When Williams set up his gigantic database of avid runners and walkers in the early 1990s, he hoped to help resolve an old debate in exercise science: If you match up workouts according to the amount of energy that they require, are all forms of physical activity created equal? Would a tough and sweaty workout be any better for your health than an easygoing one that lasted twice as long?

Researchers began to ask these questions in the early 1980s, in response to worries over the health effects of jogging. In two decades, the number of self-identified runners in the nation had grown from 100,000 to 30 million, but as the fitness craze expanded, so did concerns about its downsides. The incidence of shin splints seemed to be increasing, along with heel spurs, stress fractures and inflammations of the knee.

In the summer of 1984, 52-year-old best-selling author and running guru Jim Fixx died in his jogging shorts, having had a massive heart attack after ignoring his family history of heart disease. At around the same time, the president of the Rockport shoe company paid a cardiologist named James Rippe to investigate the benefits of walking. Might a less intense form of exercise do the body good?

Rippe, who would later write Heart Disease for Dummies and found the Rippe Lifestyle Institute in Orlando, Fla., released some promising data. If you take a swift, half-hour stroll at least three times per week, he said, that should be enough to improve your cardiovascular fitness by 15 percent.

Now the sporting goods industry had a bit of science to support a new and (allegedly) safer form of exercise. By this point, enthusiasm for running was already in sharp decline - the number of joggers in the United States would fall by almost 40 percent between 1979 and 1985 - and Rockport led the charge to invent the leisure-time pursuit of “power walking.” In the fall of 1984, just a few months after Fixx’s death cast a shadow over recreational running, Rockport started selling the ProWalker athletic shoe, the first product in its class.

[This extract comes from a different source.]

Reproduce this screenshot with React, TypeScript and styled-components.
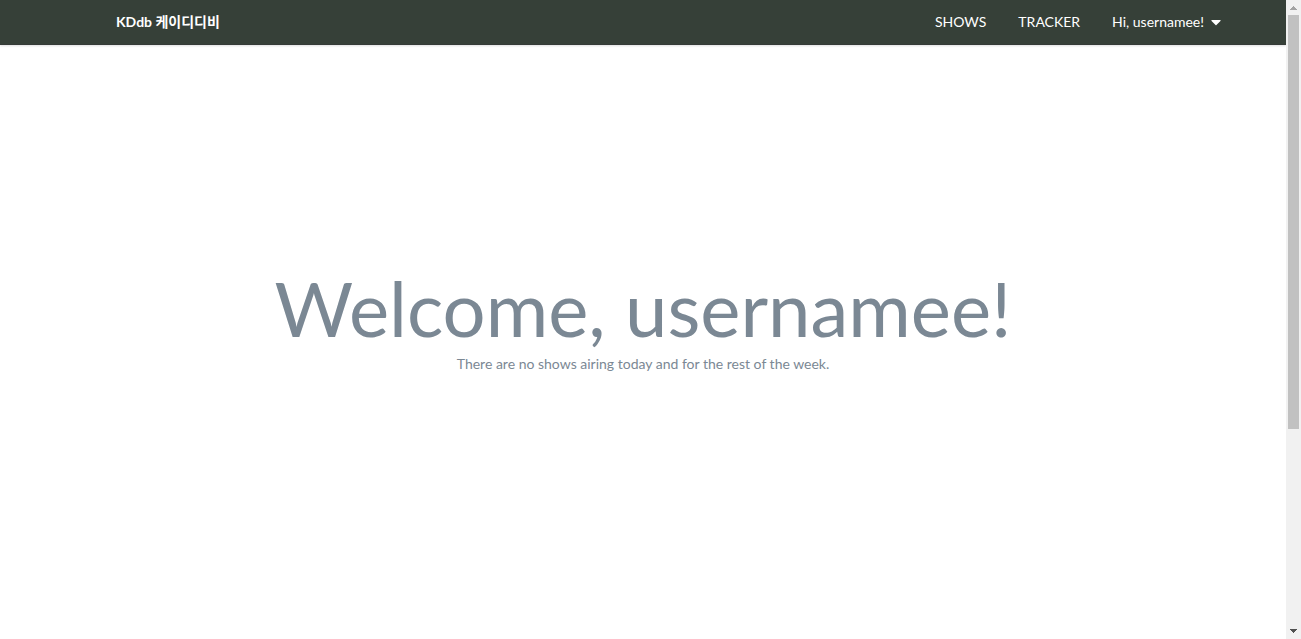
import React from 'react';
import styled, { createGlobalStyle } from 'styled-components';
import { FaCaretDown } from 'react-icons/fa';

const GlobalStyle = createGlobalStyle`
  *, *::before, *::after { box-sizing: border-box; }
  body {
    margin: 0;
    background: #fff;
    font-family: Lato, "Noto Sans CJK KR", "Liberation Sans", sans-serif;
    font-size: 14px;
    line-height: 20px;
    overflow: hidden;
  }
`;

const Shell = styled.div`
  display: grid;
  grid-template-columns: minmax(0, 1fr) 15px;
  height: 100vh;
`;

const Page = styled.div`
  display: flex;
  flex-direction: column;
`;

const Navbar = styled.header`
  background: #364038;
  border-bottom: 1px solid #353b37;
  box-shadow: 0 1px 2px rgba(34, 36, 38, 0.15);
`;

const NavInner = styled.nav`
  display: flex;
  justify-content: space-between;
  height: 44px;
  padding: 0 46px 0 100px;
`;

const NavGroup = styled.div`
  display: flex;
`;

const NavLink = styled.a<{ $brand?: boolean }>`
  display: flex;
  align-items: center;
  padding: 0 16px;
  color: #fff;
  font-weight: ${({ $brand }) => ($brand ? 700 : 400)};
  text-decoration: none;
`;

const UserMenu = styled.button`
  display: flex;
  align-items: center;
  gap: 4px;
  padding: 0 16px;
  border: 0;
  background: none;
  color: #fff;
  font: inherit;
  cursor: pointer;
`;

const Hero = styled.main`
  flex: 1;
  display: flex;
  flex-direction: column;
  align-items: center;
  justify-content: center;
  padding-bottom: 48px;
  color: #7b8894;
  text-align: center;
`;

const Title = styled.h1`
  margin: 0;
  font-size: 76px;
  font-weight: 400;
  line-height: 92px;
`;

const Message = styled.p`
  margin: 0;
`;

const Scrollbar = styled.div`
  display: flex;
  flex-direction: column;
  align-items: center;
  background: #f1f1f1;
`;

const Arrow = styled.svg`
  display: block;
  flex: none;
  width: 15px;
  height: 15px;
`;

const Track = styled.div`
  flex: 1;
  width: 11px;
`;

const Thumb = styled.div`
  height: 68%;
  background: #c1c1c1;
`;

export default function App() {
  return (
    <>
      <GlobalStyle />
      <Shell>
        <Page>
          <Navbar>
            <NavInner>
              <NavLink $brand href="#home">KDdb 케이디디비</NavLink>
              <NavGroup>
                <NavLink href="#shows">SHOWS</NavLink>
                <NavLink href="#tracker">TRACKER</NavLink>
                <UserMenu type="button" aria-haspopup="menu">
                  Hi, usernamee!
                  <FaCaretDown size={16} aria-hidden />
                </UserMenu>
              </NavGroup>
            </NavInner>
          </Navbar>
          <Hero>
            <Title>Welcome, usernamee!</Title>
            <Message>There are no shows airing today and for the rest of the week.</Message>
          </Hero>
        </Page>
        <Scrollbar aria-hidden>
          <Arrow viewBox="0 0 15 15" shapeRendering="crispEdges">
            <path d="M7 6h1v1h1v1h1v1h1v1H4V9h1V8h1V7h1z" fill="#a3a3a3" />
          </Arrow>
          <Track>
            <Thumb />
          </Track>
          <Arrow viewBox="0 0 15 15" shapeRendering="crispEdges">
            <path d="M4 5h7v1h-1v1h-1v1h-1v1H7V8H6V7H5V6H4z" fill="#505050" />
          </Arrow>
        </Scrollbar>
      </Shell>
    </>
  );
}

The trend for walking reached its stride in 1986, with nearly 20 million participants and the inaugural issue of Walking magazine.

GUIDELINES EVOLVE

But mainstream researchers in the field of exercise were a little slower to buy in. Government standards for physical activity, based on advice from the American College of Sports Medicine, still favored more vigorous activities such as running. It prescribed at least half an hour of heavy exercise at least three times per week. “I wrote the guidelines, and I still hold to them,” said Michael Pollock, a prominent exercise physiologist, in the middle of the walking hype.

The debate in academia would last for almost a decade.

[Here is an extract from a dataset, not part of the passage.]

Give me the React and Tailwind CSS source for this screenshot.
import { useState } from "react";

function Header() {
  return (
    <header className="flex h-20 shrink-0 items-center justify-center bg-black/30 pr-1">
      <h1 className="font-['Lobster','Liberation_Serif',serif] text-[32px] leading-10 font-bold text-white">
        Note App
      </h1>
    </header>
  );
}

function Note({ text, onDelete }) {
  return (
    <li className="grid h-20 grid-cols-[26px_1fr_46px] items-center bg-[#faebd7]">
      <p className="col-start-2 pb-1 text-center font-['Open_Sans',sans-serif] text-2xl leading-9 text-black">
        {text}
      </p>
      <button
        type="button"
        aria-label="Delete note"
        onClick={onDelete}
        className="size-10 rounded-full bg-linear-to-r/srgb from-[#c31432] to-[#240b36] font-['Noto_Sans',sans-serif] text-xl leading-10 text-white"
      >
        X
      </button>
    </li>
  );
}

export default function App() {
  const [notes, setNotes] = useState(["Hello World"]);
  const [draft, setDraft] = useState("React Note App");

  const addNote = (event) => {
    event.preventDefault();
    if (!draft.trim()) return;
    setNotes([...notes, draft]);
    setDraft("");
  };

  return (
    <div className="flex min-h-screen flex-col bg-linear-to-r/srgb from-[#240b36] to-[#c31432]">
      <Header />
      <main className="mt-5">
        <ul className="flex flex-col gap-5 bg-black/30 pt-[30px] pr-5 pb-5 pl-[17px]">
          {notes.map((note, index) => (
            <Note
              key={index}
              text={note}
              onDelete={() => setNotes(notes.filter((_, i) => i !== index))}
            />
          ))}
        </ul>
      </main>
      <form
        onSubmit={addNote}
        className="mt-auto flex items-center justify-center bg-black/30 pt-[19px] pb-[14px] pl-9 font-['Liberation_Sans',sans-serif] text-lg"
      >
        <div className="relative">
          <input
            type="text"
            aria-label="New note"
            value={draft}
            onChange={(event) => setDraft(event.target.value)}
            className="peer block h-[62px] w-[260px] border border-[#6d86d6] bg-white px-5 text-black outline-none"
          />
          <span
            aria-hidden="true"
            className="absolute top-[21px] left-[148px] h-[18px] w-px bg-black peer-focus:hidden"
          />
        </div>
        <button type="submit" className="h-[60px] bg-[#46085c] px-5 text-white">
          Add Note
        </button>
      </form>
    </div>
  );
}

Finally, in the mid-1990s, government agencies softened in deference to the power walkers. Americans were advised to do at least half an hour of something less intense than running - a brisk 4- or 5-mph promenade, for example - but they were advised to do this lighter work more often. In other words, their total dose of exercise would be the same, but they would be taking it in a less concentrated form.

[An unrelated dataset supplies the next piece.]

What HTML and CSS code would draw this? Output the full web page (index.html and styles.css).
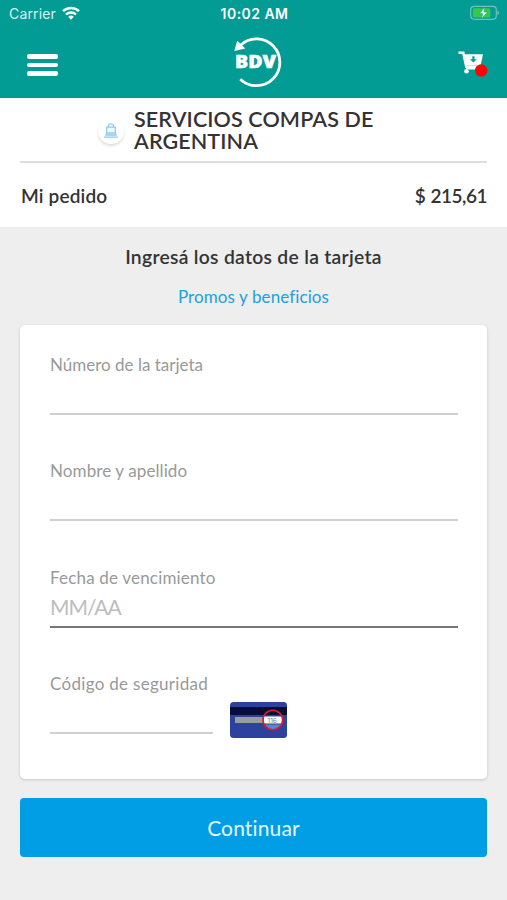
FILE: index.html
```html
<!DOCTYPE html>
<html lang="es">
<head>
<meta charset="utf-8">
<meta name="viewport" content="width=device-width, initial-scale=1">
<title>Pago con tarjeta</title>
<link rel="stylesheet" href="styles.css">
</head>
<body>
<header class="top">
  <div class="status">
    <div class="carrier"><span>Carrier</span>
      <svg class="wifi" viewBox="0 0 18 14" width="18" height="14"><g fill="none" stroke="#fff" stroke-width="2.4"><path d="M1 5.2a11.5 11.5 0 0 1 16 0"/><path d="M4 8.5a7.2 7.2 0 0 1 10 0"/></g><path d="M6.2 10.8a4 4 0 0 1 5.6 0L9 13.8z" fill="#fff"/></svg>
    </div>
    <time class="clock">10:02 AM</time>
    <svg class="battery" viewBox="0 0 30 16" width="30" height="16"><rect x=".7" y="1.3" width="25.6" height="13" rx="3.5" fill="none" stroke="#6fc2bd" stroke-width="1.2"/><rect x="2.8" y="3.2" width="17.5" height="9.2" rx="1.5" fill="#34c94b"/><path d="M27.6 5.5q2.6 2.3 0 4.6z" fill="#8bd0cb"/><path d="M15 2.2 9.5 8.6h3.4L11.5 13.8l5.8-6.7h-3.5z" fill="#fff" stroke="#079d94" stroke-width=".5"/></svg>
  </div>
  <nav class="bar">
    <button class="menu" aria-label="Menú"><i></i><i></i><i></i></button>
    <svg class="logo" viewBox="0 0 52 52" width="52" height="52"><path d="M6.5 9.2A23.4 23.4 0 1 1 6.3 43.2" fill="none" stroke="#fff" stroke-width="2.8"/><path d="M.3 15 3.2 4.8 11.3 12.6z" fill="#fff"/><text x="1" y="31.8" textLength="41" lengthAdjust="spacingAndGlyphs">BDV</text></svg>
    <svg class="cart" viewBox="0 0 32 28" width="32" height="28"><path d="M1.5 2.8h4.8l3 13.8h14" fill="none" stroke="#fff" stroke-width="2.6"/><path d="M7 4.2h19l-2.3 10.8H9z" fill="#fff"/><path d="M10 17.2h13.5v2.4H8.3z" fill="#fff"/><path d="M15.3 6.2h2.2v3h2.4l-3.5 3.4-3.5-3.4h2.4z" fill="#079d94"/><circle cx="9.5" cy="21.3" r="2.3" fill="#fff"/><circle cx="24.2" cy="20.5" r="6.2" fill="#fb0505"/></svg>
  </nav>
</header>
<section class="order">
  <div class="merchant">
    <span class="avatar"><svg viewBox="0 0 16 16" width="16" height="16"><g fill="none" stroke="#8accec" stroke-width="1.2"><path d="M5.5 4V2.8a2.5 2 0 0 1 5 0V4"/><path d="M3.7 12V4.2h8.6V12z" fill="#eef8fd"/><path d="M1 14.2h14M2 12h12"/></g><path d="M4 9h8v4H4z" fill="#a2d9f2"/></svg></span>
    <h1>SERVICIOS COMPAS DE<br>ARGENTINA</h1>
  </div>
  <div class="total"><span class="name">Mi pedido</span><span class="amount">$ 215,61</span></div>
</section>
<main class="payment">
  <h2>Ingresá los datos de la tarjeta</h2>
  <a class="promos">Promos y beneficios</a>
  <form class="card">
    <label class="field"><span class="l-num">Número de la tarjeta</span><input type="text"></label>
    <label class="field"><span class="l-name">Nombre y apellido</span><input type="text"></label>
    <label class="field active"><span class="l-date">Fecha de vencimiento</span><input type="text" placeholder="MM/AA"></label>
    <div class="security">
      <label class="field short"><span class="l-code">Código de seguridad</span><input type="text"></label>
      <svg class="cvv" viewBox="0 0 57 36" width="57" height="36"><rect width="57" height="36" rx="3.5" fill="#2d429d"/><path d="M0 5h57v8H0z" fill="#070c39"/><path d="M5 15h29v6H5z" fill="#9b9ca0"/><path d="M34 14.5h18v7H34z" fill="#fff"/><path d="M35 22.5h16a9 9 0 0 1-16 0" fill="#5786d3"/><circle cx="42.8" cy="18" r="9.8" fill="none" stroke="#df1930" stroke-width="1.6"/><text x="37.5" y="20.6">116</text></svg>
    </div>
  </form>
  <button class="submit">Continuar</button>
</main>
</body>
</html>
```
FILE: styles.css
```css
* { box-sizing: border-box; }
body { margin: 0; min-height: 900px; background: #eee; color: #333; font-family: Lato, "Open Sans", sans-serif; font-variant-ligatures: none; }
button { border: 0; padding: 0; font: inherit; }
h1, h2 { margin: 0; }
.top { height: 98px; background: #039c94; color: #fff; }
.status { height: 28px; padding: 0 7px 0 9px; display: grid; grid-template-columns: 1fr auto 1fr; align-items: center; font: 14px/28px Inter, sans-serif; }
.carrier { display: flex; align-items: center; gap: 6px; color: #d9f3f1; letter-spacing: .15px; }
.wifi { margin-top: -2px; }
.clock { font-weight: 600; font-size: 14px; letter-spacing: .45px; }
.battery { justify-self: end; margin-top: -2px; }
.bar { height: 70px; padding: 0 18px 0 27px; display: grid; grid-template-columns: 1fr auto 1fr; align-items: start; }
.menu { margin-top: 26px; width: 31px; display: grid; gap: 4px; background: none; }
.menu i { height: 4.6px; border-radius: 2px; background: #fff; }
.logo { margin: 8px 0 0 3px; }
.logo text { font: 900 17.5px "Open Sans", sans-serif; fill: #fff; stroke: #fff; stroke-width: .5px; }
.cart { justify-self: end; margin-top: 22px; }
.order { height: 129px; padding: 0 20px; background: #fff; }
.merchant { height: 65px; padding: 10px 0 0 78px; display: flex; gap: 10px; border-bottom: 2px solid #dedede; }
.avatar { width: 26px; height: 26px; margin-top: 10px; display: grid; place-items: center; border-radius: 50%; box-shadow: 0 2px 3px #ddd; }
h1 { font-size: 21.5px; line-height: 22px; font-weight: 600; letter-spacing: .12px; white-space: nowrap; }
.total { height: 64px; padding-left: 1px; display: flex; align-items: center; justify-content: space-between; font-size: 19px; font-weight: 600; }
.name { letter-spacing: .15px; }
.amount { letter-spacing: -.5px; word-spacing: 1px; }
.payment { padding: 18px 20px 0; display: flex; flex-direction: column; align-items: stretch; text-align: center; }
h2 { font-size: 19.3px; line-height: 24px; font-weight: 600; letter-spacing: .3px; }
.promos { margin-top: 18px; font-size: 17px; line-height: 20px; letter-spacing: .1px; color: #229fdf; }
.card { height: 454px; margin-top: 18px; padding: 28px 29px 0 30px; border-radius: 5px; background: #fff; box-shadow: 0 1px 3px #c6c6c6; text-align: left; }
.field { display: block; height: 106.3px; color: #999; font-size: 17px; line-height: 23px; }
.field span { display: block; height: 24px; white-space: nowrap; }
input { display: block; width: 100%; height: 38px; padding: 0 0 3px; border: 0; border-bottom: 2px solid #d0d0d0; border-radius: 0; outline: 0; background: transparent; font: 21px/30px Lato, sans-serif; letter-spacing: -1px; color: #333; }
input::placeholder { color: #bdbdbd; opacity: 1; }
.l-name { letter-spacing: .1px; }
.l-date { letter-spacing: .18px; }
.l-code { letter-spacing: .3px; }
.active input { border-color: #777; }
.security { display: flex; gap: 17px; }
.short { width: 163px; }
.cvv { margin-top: 30px; }
.cvv text { font: 6.5px Inter, sans-serif; fill: #777; }
.submit { height: 59px; margin-top: 19px; border-radius: 4px; background: #019ee5; color: #e5f7ff; font-size: 21px; letter-spacing: .15px; }
```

The current version of the guidelines makes this logic more explicit. The Centers for Disease Control and Prevention equalizes workouts of varying intensities according to a standard exchange rate of 2-to-1: Every two minutes we spend hoofing around in Rockport ProWalkers equates to a single minute spent on the jogging trail. That means people can mix and match their workouts until they approximate a recommended weekly total: either 75 minutes of sweaty, vigorous workouts, or a double helping (150 minutes) of something moderate - or any custom combination of the two.